Você pega o trem azul e o sol na cabeça. É a rotina normal de quem chacoalha num trem da Central. Há quem reconheça nosso esforço diário de luta, lembrando que a massa que faz o pão vale a luz do seu suor.
O grande barato da poesia é a proeza do poeta em tornar mais lírica e bela a vida das pessoas. O que seria de nós não fossem os poetas tão empenhados e dedicados a retratar da forma mais sublime e reluzente a rua onde a gente mora, a máquina que a gente impulsiona, os conflitos que a gente engole a seco, as tempestades que nos abraça.
Eu fico cantarolando as toadas do Lô Borges, que deixou rastros de beleza espalhados por onde andou, e agora também um punhado de tristeza entre nós, e bate aquela saudade dos tempos em que havia poetas em cada esquina, aos montes até virar um clube.
Se cheguei a reclamar do meu fardo algum dia, foi mal. É que às vezes eu até esquecia que tinha um fundo musical na vida que a gente levava, de tanta gente cantando com poesia tudo que eu imaginava fazer naquela época. Não é pra me gabar, não, mas, minha geração é privilegiada.
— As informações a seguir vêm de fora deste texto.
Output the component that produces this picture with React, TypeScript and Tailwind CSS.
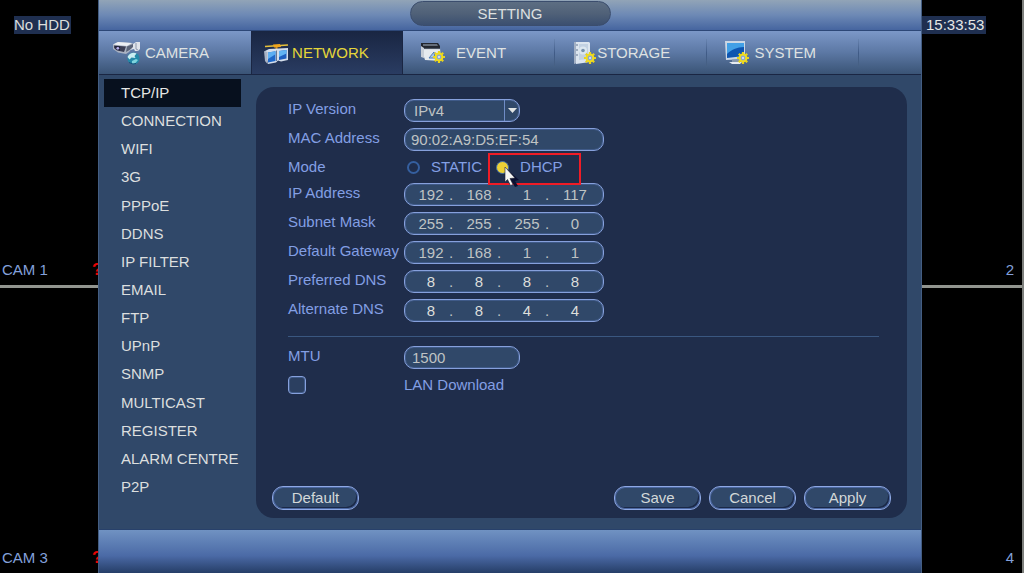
import { useState } from "react";
import type { ReactNode } from "react";

function Gear({ x, y }: { x: number; y: number }) {
  return (
    <g transform={`translate(${x} ${y})`}>
      <g stroke="#e9d31c" strokeWidth="2.2">
        <path d="M0-6V6M-6 0H6M-4.2-4.2L4.2 4.2M-4.2 4.2L4.2-4.2" />
      </g>
      <circle r="3.4" fill="#8fa9cc" stroke="#f0dc1e" strokeWidth="2" />
      <circle r="1" fill="#e8eefa" />
    </g>
  );
}

function CameraIcon() {
  return (
    <svg viewBox="0 0 28 24" className="h-6 w-7" aria-hidden="true">
      <path d="M0 3.500l5-2.500 14 1 3 2-6 7-3 2-8-1.500L0 8z" fill="#aab2c2" />
      <path d="M0 3.500l5-2.500 14 1-5 3z" fill="#eceff3" />
      <path d="M1 4.500l12 1-2 5.500-7-1.500L1 7z" fill="#3d4055" />
      <path d="M2 5l5 .5v4l-4-1z" fill="#1d1e38" />
      <circle cx="4.800" cy="7.300" r="1.400" fill="#b9b2ee" />
      <path d="M14 5.500l6-2.500v4l-7 4z" fill="#5b6478" />
      <path d="M20 3l3-2h4v7l-2 2h-3l-1-2-4 1 3-3z" fill="#dfe3ea" />
      <path d="M23 2v6l2 1" stroke="#8d98ab" fill="none" />
      <circle cx="20.500" cy="17.500" r="6" fill="#2389a8" />
      <path d="M14.500 16c2-4 6-5 9-3.500l-2 2.500 1 2-4-.5-2 2z" fill="#c9eef2" />
      <path d="M19 20l4-2 2 1-3 3.500-3 .5z" fill="#7fd3dc" />
      <path d="M16 21.500l4 1.500 3-.5" stroke="#164e78" fill="none" />
    </svg>
  );
}

function NetworkIcon() {
  return (
    <svg viewBox="0 0 28 24" className="h-6 w-7" aria-hidden="true">
      <path d="M1 5.500L24 4" stroke="#e7c23a" strokeWidth="1.600" />
      <path d="M9 3.500l7-.5 1 3-7 .5z" fill="#f0a51c" />
      <path d="M12.500 6v3" stroke="#d9911a" strokeWidth="2" />
      <path d="M1 10l4-2 19-1v12l-7 1.500-3-1-2 2-8 1.500z" fill="#d5deeb" />
      <path d="M0 10l3.500 1v12L1 20z" fill="#a9b4c6" />
      <path d="M4 11.500l7.500-1.200v9.700L4 21.500z" fill="#1f68c9" />
      <path d="M4 11.500l7.500-1.200v3L4 18z" fill="#5caef2" />
      <path d="M15 10l7.500-1v8.500L15 19z" fill="#1f5fc0" />
      <path d="M15 10l7.500-1v3.500L15 16z" fill="#62b4f4" />
      <path d="M12.500 9.500v10.500" stroke="#687891" />
    </svg>
  );
}

function EventIcon() {
  return (
    <svg viewBox="0 0 28 24" className="h-6 w-7" aria-hidden="true">
      <path d="M4 2h17l2 3v3H4z" fill="#22262e" />
      <path d="M6 3h14l1 2H6z" fill="#656d78" />
      <path d="M4 5l3 2v10l-3-1z" fill="#c8ced7" />
      <path d="M7 7h16l1 13-16-1-1-3z" fill="#e6eaef" />
      <path d="M7 7.500h16" stroke="#4b5361" strokeWidth="1.200" />
      <path d="M12 17l5-6 1 6z" fill="#a9c6ea" stroke="#4f7cb8" />
      <Gear x={22} y={16} />
    </svg>
  );
}

function StorageIcon() {
  return (
    <svg viewBox="0 0 28 24" className="h-6 w-7" aria-hidden="true">
      <path d="M5 1l3 0v21l-3 1z" fill="#a3b0c4" />
      <path d="M7 1h13l1 1v19l-14 2z" fill="#dce5ef" />
      <path d="M10 3h9v15l-9 1z" fill="#c2d1e2" />
      <circle cx="14" cy="9.500" r="4" fill="#dce7f0" />
      <circle cx="14" cy="9.500" r="1.800" fill="#7792ad" />
      <path d="M8 3v2M8 8v2M8 13v2" stroke="#637791" />
      <Gear x={21} y={17} />
    </svg>
  );
}

function SystemIcon() {
  return (
    <svg viewBox="0 0 28 24" className="h-6 w-7" aria-hidden="true">
      <path d="M4 0h20v18l-19 1z" fill="#cbd7e5" />
      <path d="M6 2h17v13L6 17z" fill="#0e55b1" />
      <path d="M6 2h17v4C16 6 10 9 6 13z" fill="#42a0e6" />
      <path d="M11 18.500h7v3h-7z" fill="#8798ad" />
      <path d="M8 21h13l-2 2h-8z" fill="#e5eaf0" />
      <Gear x={22} y={17} />
    </svg>
  );
}

const tabs: { label: string; icon: ReactNode }[] = [
  { label: "CAMERA", icon: <CameraIcon /> },
  { label: "NETWORK", icon: <NetworkIcon /> },
  { label: "EVENT", icon: <EventIcon /> },
  { label: "STORAGE", icon: <StorageIcon /> },
  { label: "SYSTEM", icon: <SystemIcon /> },
];

const sections = [
  "TCP/IP", "CONNECTION", "WIFI", "3G", "PPPoE", "DDNS", "IP FILTER", "EMAIL",
  "FTP", "UPnP", "SNMP", "MULTICAST", "REGISTER", "ALARM CENTRE", "P2P",
];

const addresses = [
  { label: "IP Address", octets: ["192", "168", "1", "117"], fixed: true },
  { label: "Subnet Mask", octets: ["255", "255", "255", "0"], fixed: true },
  { label: "Default Gateway", octets: ["192", "168", "1", "1"], fixed: true },
  { label: "Preferred DNS", octets: ["8", "8", "8", "8"], fixed: false },
  { label: "Alternate DNS", octets: ["8", "8", "4", "4"], fixed: false },
];

const field =
  "h-[23px] rounded-[10px] border border-[#86a0dc] bg-[#304869] text-[#bfc3c4] shadow-[inset_0_0_0_1px_#3f5a88]";

function Row({ label, htmlFor, children }: { label: string; htmlFor: string; children: ReactNode }) {
  return (
    <div className="flex h-[29px] items-center">
      <label htmlFor={htmlFor} className="w-[116px] shrink-0 pb-[3px] whitespace-nowrap text-[#839fe4]">
        {label}
      </label>
      {children}
    </div>
  );
}

function Action({ children }: { children: ReactNode }) {
  return (
    <button
      type="button"
      className="h-6 w-[87px] rounded-[11px] border border-[#8ea8e4] bg-[#304869] leading-5 text-[#d3d8d8] shadow-[inset_0_0_0_1px_#4a66a0,inset_-2px_-2px_0_#1b2947]"
    >
      {children}
    </button>
  );
}

function Channel({ name, lost, right, children }: { name: string; lost?: boolean; right?: boolean; children?: ReactNode }) {
  return (
    <section className="flex flex-1 flex-col justify-between overflow-hidden">
      <div>{children}</div>
      <div className={right ? "flex justify-end pr-2 pb-1.5" : "flex justify-between pb-1.5 pl-0.5"}>
        <span className="text-[#83a0dc]">{name}</span>
        {lost && <span className="w-[6px] overflow-hidden text-[17px] font-bold text-[#e80505]">?</span>}
      </div>
    </section>
  );
}

export default function App() {
  const [mode, setMode] = useState("DHCP");
  return (
    <div className="flex min-h-screen bg-black font-['Liberation_Sans',Arial,sans-serif] text-[15px] leading-[18px]">
      <aside className="flex w-[98px] shrink-0 flex-col">
        <Channel name="CAM 1" lost>
          <p className="mt-4 ml-3.5 w-[57px] bg-[#1f2f50] whitespace-nowrap text-[#dcdedc]">No HDD</p>
        </Channel>
        <hr className="h-[3px] border-0 bg-[#92958f]" />
        <Channel name="CAM 3" lost />
      </aside>

      <main className="flex min-w-0 flex-1 flex-col border-x border-[#435d82] bg-[#304869]">
        <header className="flex h-[31px] justify-center border-b border-[#2d4777] bg-linear-to-b from-[#92a4b7] via-[#6d89b5] to-[#46659f] pt-px">
          <h1 className="h-[25px] w-[201px] rounded-full border border-[#3b4d6d] bg-linear-to-b from-[#5d6e83] via-[#506178] via-50% to-[#3b4f70] text-center leading-[23px] text-[#dde0e0]">
            SETTING
          </h1>
        </header>

        <nav className="flex h-11 border-b border-[#1a2643] bg-linear-to-b from-[#7c98c8] via-[#5c78a4] to-[#3a5476]">
          {tabs.map(({ label, icon }) => (
            <a
              key={label}
              href={`#${label.toLowerCase()}`}
              className={
                label === "NETWORK"
                  ? "flex w-[18.5%] items-center border-x border-[#1a2643] bg-linear-to-b from-[#192642] to-[#2a3c62] pl-3 text-[#e5d63a]"
                  : "flex w-[18.5%] items-center pl-3.5 text-[#dfe2e2]"
              }
            >
              {icon}
              <span className="w-[72px] text-center whitespace-nowrap">{label}</span>
              {(label === "STORAGE" || label === "EVENT" || label === "SYSTEM") && (
                <span className="ml-auto h-7 w-px bg-linear-to-b from-[#6884b0] via-[#3f5a86] to-[#486284]" />
              )}
            </a>
          ))}
        </nav>

        <div className="flex flex-1">
          <nav className="flex w-[157px] shrink-0 flex-col pt-1 pr-[15px] pb-7 pl-[5px]">
            {sections.map((name) => (
              <a
                key={name}
                href={`#${name}`}
                className={
                  name === "TCP/IP"
                    ? "flex flex-1 items-center bg-[#07101e] pl-[17px] text-[#e6e7e6]"
                    : "flex flex-1 items-center pl-[17px] whitespace-nowrap text-[#dcdfdf]"
                }
              >
                {name}
              </a>
            ))}
          </nav>

          <form className="mt-3 mr-3.5 mb-[11px] flex flex-1 flex-col rounded-[18px] bg-[#1f2d4b] pt-[9px] pr-4 pb-2 pl-4">
            <div className="px-4">
              <Row label="IP Version" htmlFor="ip-version">
                <div className="relative">
                  <select id="ip-version" className={`${field} w-[116px] appearance-none pl-[9px]`}>
                    <option>IPv4</option>
                    <option>IPv6</option>
                  </select>
                  <span className="pointer-events-none absolute inset-y-px right-0 flex w-4 items-center border-l border-[#6f8cc6] pl-[3px]">
                    <svg viewBox="0 0 9 5" className="h-[5px] w-[9px]" aria-hidden="true">
                      <path d="M0 0h9L4.500 5z" fill="#e2e5e5" />
                    </svg>
                  </span>
                </div>
              </Row>
              <Row label="MAC Address" htmlFor="mac">
                <input id="mac" readOnly value="90:02:A9:D5:EF:54" className={`${field} w-[200px] pl-1.5`} />
              </Row>
              <fieldset className="flex h-[26px] items-center text-[#839fe4]">
                <legend className="float-left w-[116px]">Mode</legend>
                <label className="flex items-center gap-[11px] pl-[3px]">
                  <input
                    type="radio"
                    name="mode"
                    checked={mode === "STATIC"}
                    onChange={() => setMode("STATIC")}
                    className="size-[13px] appearance-none rounded-full border-2 border-[#355f9f] checked:bg-[#ecd136]"
                  />
                  STATIC
                </label>
                <label className="relative ml-3.5 flex items-center gap-[11px]">
                  <input
                    type="radio"
                    name="mode"
                    checked={mode === "DHCP"}
                    onChange={() => setMode("DHCP")}
                    className="size-[13px] appearance-none rounded-full border border-[#4470a8] checked:bg-[#ecd136]"
                  />
                  DHCP
                  <span className="pointer-events-none absolute -top-[5px] -left-2 h-8 w-[93px] border-2 border-[#f01c26]" />
                  <svg viewBox="0 0 16 21" className="pointer-events-none absolute top-[9px] left-2 h-[21px] w-4" aria-hidden="true">
                    <path d="M3 2l12 11-4 1 3 5-3 1-3-5-3 2z" fill="#0b1030" />
                    <path d="M1 0l10 11-5 .5 3 6-2.500 1-3-6L1 15z" fill="#f6f6f2" stroke="#222436" strokeWidth=".6" />
                  </svg>
                </label>
              </fieldset>
              {addresses.map(({ label, octets, fixed }) => (
                <Row key={label} label={label} htmlFor={`${label}-0`}>
                  <div className={`${field} flex w-[200px] items-center pl-2`}>
                    {octets.map((octet, i) => (
                      <span key={i} className="flex">
                        <input
                          id={`${label}-${i}`}
                          aria-label={`${label} part ${i + 1}`}
                          defaultValue={octet}
                          className={fixed ? "w-9 text-center" : "w-9 text-center text-[#dcdedb]"}
                        />
                        {i < 3 && <span className="w-3">.</span>}
                      </span>
                    ))}
                  </div>
                </Row>
              ))}
            </div>

            <hr className="mr-3 ml-4 mt-[11px] mb-[6px] border-[#3a5780]" />

            <div className="px-4">
              <Row label="MTU" htmlFor="mtu">
                <input id="mtu" defaultValue="1500" className={`${field} w-[116px] pl-[7px]`} />
              </Row>
              <div className="flex h-[26px] items-center text-[#839fe4]">
                <span className="flex w-[116px]">
                  <input
                    id="lan"
                    type="checkbox"
                    className="size-[18px] appearance-none rounded-[4px] border border-[#86a0dc] bg-[#2b3f60] shadow-[inset_0_0_0_1px_#3f5a88] checked:bg-[#ecd136]"
                  />
                </span>
                <label htmlFor="lan">LAN Download</label>
              </div>
            </div>

            <div className="mt-auto flex gap-2">
              <Action>Default</Action>
              <span className="flex-1" />
              <Action>Save</Action>
              <Action>Cancel</Action>
              <Action>Apply</Action>
            </div>
          </form>
        </div>

        <footer className="h-11 border-t border-[#28416b] bg-linear-to-b from-[#7092c2] via-[#4b6aa6] via-60% to-[#263e68]" />
      </main>

      <aside className="flex w-[102px] shrink-0 flex-col border-r-2 border-[#7d7f7c]">
        <Channel name="2" right>
          <p className="mt-4 w-16 bg-[#1f2f50] pl-1 text-[#e6e8e6]">15:33:53</p>
        </Channel>
        <hr className="h-[3px] border-0 bg-[#92958f]" />
        <Channel name="4" right />
      </aside>
    </div>
  );
}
Já vai longe quando ouvi “Travessia” pela primeira vez, só descobrindo muito tempo depois a revolução que isso causou. Até hoje eu me vejo cantarolando que meu caminho é de pedra, de tanto o Bituca invadir minha mente.
Foi minha primeira imersão na música de fato. Milton Nascimento foi o carro-chefe de todo o repertório que se criou no meu círculo de crescimento e evolução junto com matemática, história, química e biologia, até que apareceu Elis Regina no meu dial junto com Gilberto Gil, Caetano, Gal, Rita Lee, além do Beto Guedes, 14 Bis e Flávio Venturini. Essa turma era a playlist do nosso baile. Sim, minha geração curtia baile de MPB, sim, senhor. O meu era na matinê do Olaria, tirava onda.
Mas, na década de 80 surgiram umas figuras que até hoje habitam o meu imaginário. Do mesmo pé que brotou a nata da MPB nasceu o Djavan, o Guilherme Arantes e a Marina Lima. Esse trio bagunçou o meu coreto de vez. Era como se minha juventude tivesse um LP só com trilhas sonoras das minhas crises de identidade, meus complexos, das minhas descobertas, meus amores e paixões, tudo junto, misturado e divididos em lado A e lado B. Tenho comigo até hoje as lembranças do que eu era.
Agora, fica a tristeza de ver essa turma partindo antes do tempo, porque ainda dava para produzir mais, eles nunca param. Era bacana vê-los trabalhando com artistas da nova geração, ampliando ainda mais a influência musical de mais e mais gerações de novos músicos com novos públicos, diversificando a música popular brasileira para que ela projete nas novas gerações a mesma satisfação que a gente teve nos bailes da vida.